What documents do banks ask for?

Corporate docs and cap table, bios of key staff, compliance and AML policies, the risk policy, a realistic financial plan, and your disclosures. They’ll also want to understand refunds, chargebacks, and how payouts work operationally.

What’s a sensible first risk model?

Start simple: a clear Max Daily Loss, an overall drawdown (static or trailing), position caps, and a straightforward policy around major news. Make the math visible in the portal so traders can self-police.

How do payouts work in an evaluation model?

Traders request a payout after an eligibility window and a minimum number of trading days. Your system verifies compliance and consistency, then finance releases funds via your chosen rails. Publish timelines and stick to them.

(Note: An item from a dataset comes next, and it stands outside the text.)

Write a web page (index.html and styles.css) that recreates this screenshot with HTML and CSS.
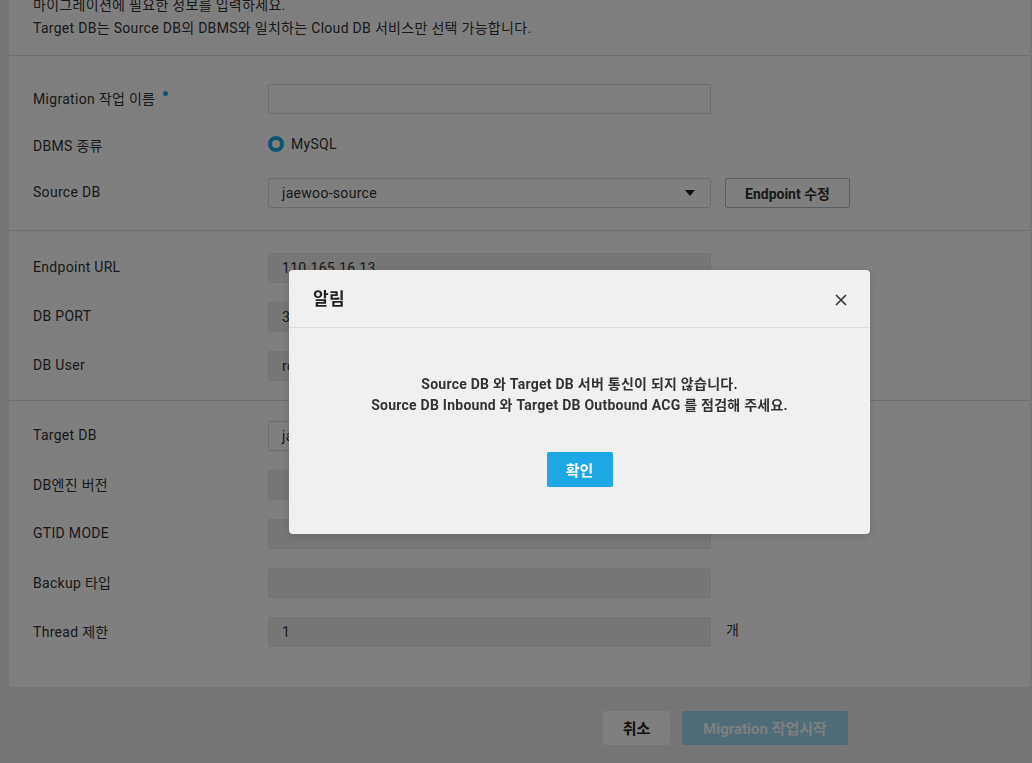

What’s in the minimal tech stack?

A trader portal with KYC and a transparent dashboard, one or two trading platforms, a vendor-agnostic bridge/OMS, an independent risk service, observability (metrics, logs, alerts), a data store with strict access controls, and an automated payouts workflow with dual approvals for large amounts.

Conclusion: Clarity Buys Trust, and Trust Buys Runway

Starting a prop firm is not a design exercise. It’s a promise you make about risk, money, and fairness-and then keep, day after day. If you want the condensed version of how to start a prop firm that lasts, here it is:

Get your model on paper in words a banker would understand. Align it with the law before you start selling. Engineer your rules so bad days stay small and everyone can see why. Treat money movement like a safety-critical system. Build your prop firm tech stack so parts can fail without the whole house falling. And speak to traders like peers – clear, honest, and consistent.

Do those things and you won’t just launch. You’ll earn the one asset that compounds faster than PnL: trust. And in this business, trust is the difference between a flashy website and a firm that’s still paying out, calmly and on time, five years from now.

This guide is educational and not legal or investment advice. Consult counsel in your jurisdiction.